Goal - Report every line below that holds the word "components".

Data segment -
□ □ □ □

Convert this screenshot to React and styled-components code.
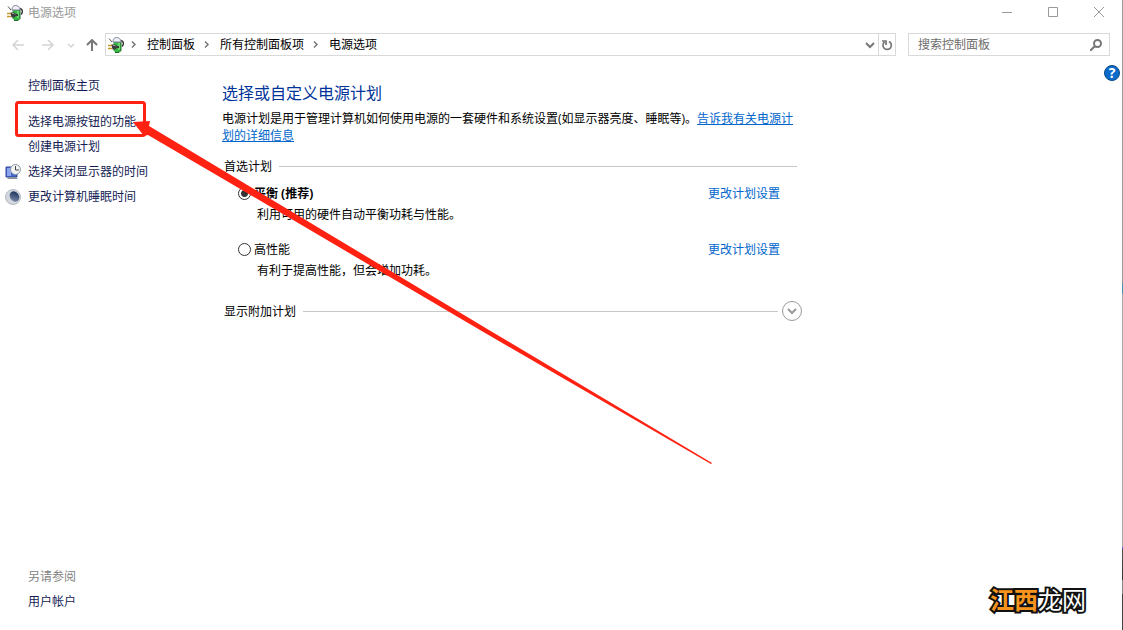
import React, { useState } from 'react'
import styled, { createGlobalStyle } from 'styled-components'

const GlobalStyle = createGlobalStyle`
  * {
    box-sizing: border-box;
  }
  body {
    margin: 0;
    background: #fff;
    color: #000;
    font: 12px/17px "Open Sans", "Noto Sans CJK SC", sans-serif;
  }
  h1, h2, p, ul, ol {
    margin: 0;
    padding: 0;
    font-weight: 400;
  }
  ul, ol {
    list-style: none;
  }
  button, input {
    margin: 0;
    font: inherit;
  }
  svg {
    display: block;
    flex: none;
  }
`

const Window = styled.div`
  position: relative;
  display: flex;
  min-height: 100vh;
  overflow: hidden;
`

const Content = styled.div`
  flex: 1;
  min-width: 0;
  display: flex;
  flex-direction: column;
`

const Edge = styled.div`
  width: 1px;
  background: linear-gradient(
    #999 283px, #4596b0 283px, #4596b0 294px, #aaa 294px,
    #aaa 547px, #6558c8 547px, #6558c8 549px, #555 549px,
    #333 580px, #888 580px, #888 594px, #444 594px
  );
`

const TitleBar = styled.header`
  display: flex;
  align-items: center;
  height: 25px;
  padding-left: 7px;
  gap: 5px;
`

const WindowTitle = styled.h1`
  flex: 1;
  font-size: 12px;
  color: #999;
`

const PlainButton = styled.button`
  display: flex;
  align-items: center;
  justify-content: center;
  padding: 0;
  border: 0;
  background: none;
`

const WindowButtons = styled.div`
  display: flex;
  height: 25px;
`

const WindowButton = styled(PlainButton)`
  width: 46px;
`

const Toolbar = styled.nav`
  display: flex;
  height: 40px;
  padding: 8px 12px 9px 3px;
`

const NavButton = styled(PlainButton)`
  width: ${props => props.$width}px;
`

const AddressBar = styled.div`
  flex: 1;
  display: flex;
  align-items: center;
  padding-left: 2px;
  margin-right: 12px;
  border: 1px solid #d9d9d9;
`

const Crumbs = styled.ol`
  flex: 1;
  display: flex;
  align-items: center;
`

const Crumb = styled.li`
  display: flex;
  align-items: center;

  svg {
    margin: 0 9px 0 7px;
  }
  &:first-child svg {
    margin-left: 5px;
  }
  a {
    color: #000;
    text-decoration: none;
  }
`

const AddressButton = styled(PlainButton)`
  width: 17px;
  height: 21px;
  ${props => props.$divided && 'border-left: 1px solid #d9d9d9;'}
`

const Search = styled.label`
  display: flex;
  align-items: center;
  width: 202px;
  padding: 0 7px 0 9px;
  border: 1px solid #d9d9d9;
`

const SearchInput = styled.input`
  flex: 1;
  min-width: 0;
  padding: 0;
  border: 0;
  outline: 0;
  background: none;

  &::placeholder {
    color: #6d6d6d;
    opacity: 1;
  }
`

const Body = styled.div`
  flex: 1;
  display: flex;
  padding-right: 2px;
`

const Sidebar = styled.aside`
  display: flex;
  flex-direction: column;
  justify-content: space-between;
  width: 222px;
  padding: 8px 0 16px;
`

const SideRow = styled.li`
  display: flex;
  align-items: center;
  height: 25px;
  padding-left: 5px;
  ${props => props.$home && 'margin-bottom: 11px;'}
`

const SideIcon = styled.span`
  width: 16px;
  margin-right: 7px;
`

const SideLink = styled.a`
  color: #151c55;
  text-decoration: none;
`

const SideLabel = styled.span`
  color: #838383;
`

const Main = styled.main`
  flex: 0 1 580px;
  padding-top: 16px;
`

const Spacer = styled.div`
  flex: 1;
`

const Heading = styled.h1`
  font-size: 16px;
  line-height: 24px;
  color: #003399;
`

const Intro = styled.p`
  margin: 5px 5px 12px 0;
`

const Link = styled.a`
  color: #0066cc;
  text-decoration: ${props => (props.$underline ? 'underline' : 'none')};
`

const Section = styled.div`
  display: flex;
  align-items: center;
  height: 20px;
  padding-left: 2px;
  margin: ${props => (props.$extra ? '6px 0 0' : '0 5px 7px 0')};
`

const SectionTitle = styled.h2`
  font-size: 12px;
`

const Rule = styled.div`
  flex: 1;
  height: 1px;
  margin-left: 7px;
  background: #c8c8c8;
`

const ExpandButton = styled(PlainButton)`
  width: 20px;
  height: 20px;
  margin-left: 4px;
  border: 1px solid #999;
  border-radius: 50%;
`

const Plan = styled.div`
  padding: 0 22px 14px 16px;
`

const PlanHead = styled.div`
  display: flex;
  align-items: center;
  justify-content: space-between;
  height: 20px;
`

const PlanName = styled.label`
  display: flex;
  align-items: center;
  gap: 3px;
  font-weight: ${props => (props.$bold ? 700 : 400)};
`

const Radio = styled.input`
  appearance: none;
  width: 13px;
  height: 13px;
  border: 1px solid #333;
  border-radius: 50%;
  background: #fff;

  &:checked {
    background: radial-gradient(#333 3px, #fff 4px);
  }
`

const PlanNote = styled.p`
  padding: 3px 0 2px 19px;
`

const HelpButton = styled(PlainButton)`
  width: 16px;
  height: 16px;
  border: 1px solid #0a4a86;
  border-radius: 50%;
  background: #0a6bcb;
  color: #fff;
  font-size: 14px;
  font-weight: 700;
  line-height: 14px;
`

const Annotation = styled.svg`
  position: absolute;
  top: 0;
  left: 0;
  pointer-events: none;
`

const Watermark = styled.div`
  position: absolute;
  right: 37px;
  bottom: 13px;
  font: 400 24px/36px "Noto Sans CJK SC", sans-serif;
  color: #fff;
  -webkit-text-stroke: 4px #111;
  paint-order: stroke fill;

  span {
    color: #f7941d;
    font-weight: 700;
  }
`

const PowerIcon = () => (
  <svg width="16" height="16" viewBox="0 0 16 16">
    <path d="M13 3.500c3 1 3 4 1 6" fill="none" stroke="#333" strokeWidth="1.400" />
    <path d="M5.500 5h7.500v8.500L11 15.500H7.500l-2-2z" fill="#35b544" />
    <path d="M13 5v8.500L11 15.500H7" fill="none" stroke="#1f6a2a" />
    <path d="M11 6v7" stroke="#86e07f" strokeWidth="1.500" />
    <path d="M5 5C5 .5 8 .5 9 .5s4 1 4 4.500z" fill="#eef0fa" stroke="#7d7f99" />
    <path d="M1 1.500L4 5" stroke="#555" />
    <path d="M0 8.500h4M0 11.500h4" stroke="#c59a28" strokeWidth="1.500" />
    <path d="M3.500 7.500h3.500l2 1.500h2v2H9l-2 1.500H4.500z" fill="#3a3a3a" />
    <path d="M5 8.500h2l1 1" fill="none" stroke="#999" />
  </svg>
)

const DisplayIcon = () => (
  <svg width="16" height="16" viewBox="0 0 16 16">
    <path d="M1 3h11v10H1z" fill="#4267cf" stroke="#34489a" />
    <path d="M2 4h4v8H2z" fill="#8ba5ee" />
    <path d="M2 15l2-2h7l2 2z" fill="#8b92a0" />
    <circle cx="10.500" cy="5.500" r="5" fill="#f1f3f5" stroke="#8b949c" />
    <path d="M10.500 2v4H14" fill="none" stroke="#444" />
  </svg>
)

const SleepIcon = () => (
  <svg width="16" height="16" viewBox="0 0 16 16">
    <defs>
      <linearGradient id="shade" x1="1" y1="0" x2="0" y2="1">
        <stop offset=".2" stopColor="#263a63" />
        <stop offset="1" stopColor="#8797b3" />
      </linearGradient>
    </defs>
    <circle cx="8" cy="8" r="7.500" fill="#d3d7de" stroke="#b3b8c1" />
    <ellipse cx="9.500" cy="7.500" rx="4.500" ry="5.500" transform="rotate(-35 9.500 7.500)" fill="url(#shade)" />
  </svg>
)

const Stroke = ({ size = 12, color = '#666', weight = 2, d }) => (
  <svg width={size} height={size} viewBox="0 0 12 12" fill="none" stroke={color} strokeWidth={weight}>
    <path d={d} />
  </svg>
)

const crumbs = ['控制面板', '所有控制面板项', '电源选项']

const tasks = [
  { text: '控制面板主页', home: true },
  { text: '选择电源按钮的功能' },
  { text: '创建电源计划' },
  { text: '选择关闭显示器的时间', icon: <DisplayIcon /> },
  { text: '更改计算机睡眠时间', icon: <SleepIcon /> },
]

const plans = [
  { id: 'balanced', name: '平衡 (推荐)', note: '利用可用的硬件自动平衡功耗与性能。' },
  { id: 'high', name: '高性能', note: '有利于提高性能，但会增加功耗。' },
]

const App = () => {
  const [active, setActive] = useState('balanced')

  return (
    <Window>
      <GlobalStyle />
      <Content>
        <TitleBar>
          <PowerIcon />
          <WindowTitle>电源选项</WindowTitle>
          <WindowButtons>
            <WindowButton aria-label="最小化"><Stroke color="#999" weight={1} d="M1 5.500h10" /></WindowButton>
            <WindowButton aria-label="最大化"><Stroke color="#999" weight={1} d="M1.500 .5h9v9h-9z" /></WindowButton>
            <WindowButton aria-label="关闭"><Stroke color="#999" weight={1} d="M1 0l10 10M11 0L1 10" /></WindowButton>
          </WindowButtons>
        </TitleBar>
        <Toolbar>
          <NavButton $width={30} aria-label="后退"><Stroke color="#d4d4d4" weight={1.5} d="M12 6H1M6 1L1 6l5 5" /></NavButton>
          <NavButton $width={30} aria-label="前进"><Stroke color="#d4d4d4" weight={1.5} d="M0 6h11M6 1l5 5-5 5" /></NavButton>
          <NavButton $width={16} aria-label="最近"><Stroke color="#d4d4d4" weight={1.5} d="M3 5l3 3 3-3" /></NavButton>
          <NavButton $width={26} aria-label="向上"><Stroke color="#777" d="M6 12V1M1 6l5-5 5 5" /></NavButton>
          <AddressBar>
            <PowerIcon />
            <Crumbs>
              {crumbs.map(name => (
                <Crumb key={name}>
                  <Stroke size={9} color="#777" d="M4 2l4 4-4 4" />
                  <a href="#crumb">{name}</a>
                </Crumb>
              ))}
            </Crumbs>
            <AddressButton aria-label="历史记录"><Stroke color="#777" d="M2 4l4 4 4-4" /></AddressButton>
            <AddressButton $divided aria-label="刷新">
              <Stroke color="#777" weight={1.7} d="M8 2.500A4.200 4.200 0 1 1 3.500 3M1 2h4v4" />
            </AddressButton>
          </AddressBar>
          <Search>
            <SearchInput type="text" placeholder="搜索控制面板" aria-label="搜索控制面板" />
            <Stroke color="#777" d="M0 12l5-5M7.500 1a3.500 3.500 0 1 1 0 7 3.500 3.500 0 0 1 0-7z" />
          </Search>
        </Toolbar>
        <Body>
          <Sidebar>
            <ul>
              {tasks.map(task => (
                <SideRow key={task.text} $home={task.home}>
                  <SideIcon>{task.icon}</SideIcon>
                  <SideLink href="#task">{task.text}</SideLink>
                </SideRow>
              ))}
            </ul>
            <ul>
              <SideRow>
                <SideIcon />
                <SideLabel>另请参阅</SideLabel>
              </SideRow>
              <SideRow>
                <SideIcon />
                <SideLink href="#accounts">用户帐户</SideLink>
              </SideRow>
            </ul>
          </Sidebar>
          <Main>
            <Heading>选择或自定义电源计划</Heading>
            <Intro>
              电源计划是用于管理计算机如何使用电源的一套硬件和系统设置(如显示器亮度、睡眠等)。
              <Link $underline href="#more">告诉我有关电源计划的详细信息</Link>
            </Intro>
            <Section>
              <SectionTitle>首选计划</SectionTitle>
              <Rule />
            </Section>
            {plans.map(plan => (
              <Plan key={plan.id}>
                <PlanHead>
                  <PlanName $bold={active === plan.id}>
                    <Radio
                      type="radio"
                      name="plan"
                      checked={active === plan.id}
                      onChange={() => setActive(plan.id)}
                    />
                    {plan.name}
                  </PlanName>
                  <Link href="#settings">更改计划设置</Link>
                </PlanHead>
                <PlanNote>{plan.note}</PlanNote>
              </Plan>
            ))}
            <Section $extra>
              <SectionTitle>显示附加计划</SectionTitle>
              <Rule />
              <ExpandButton aria-label="展开"><Stroke color="#999" d="M2 4l4 4 4-4" /></ExpandButton>
            </Section>
          </Main>
          <Spacer />
          <HelpButton aria-label="帮助">?</HelpButton>
        </Body>
      </Content>
      <Edge />
      <Annotation width="720" height="470" viewBox="0 0 720 470">
        <rect x="16.500" y="102.500" width="128" height="33" rx="2" fill="none" stroke="#ff2212" strokeWidth="3" />
        <path d="M133 122l17-1-1 5 90 54 250 150 223 133-1 1-231-134-255-150-77-45-4 1z" fill="#ff2212" />
      </Annotation>
      <Watermark><span>江西</span>龙网</Watermark>
    </Window>
  )
}

export default App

□ □ □ □

Completed task -
Convert this screenshot to React and styled-components code.
import styled, { createGlobalStyle } from 'styled-components'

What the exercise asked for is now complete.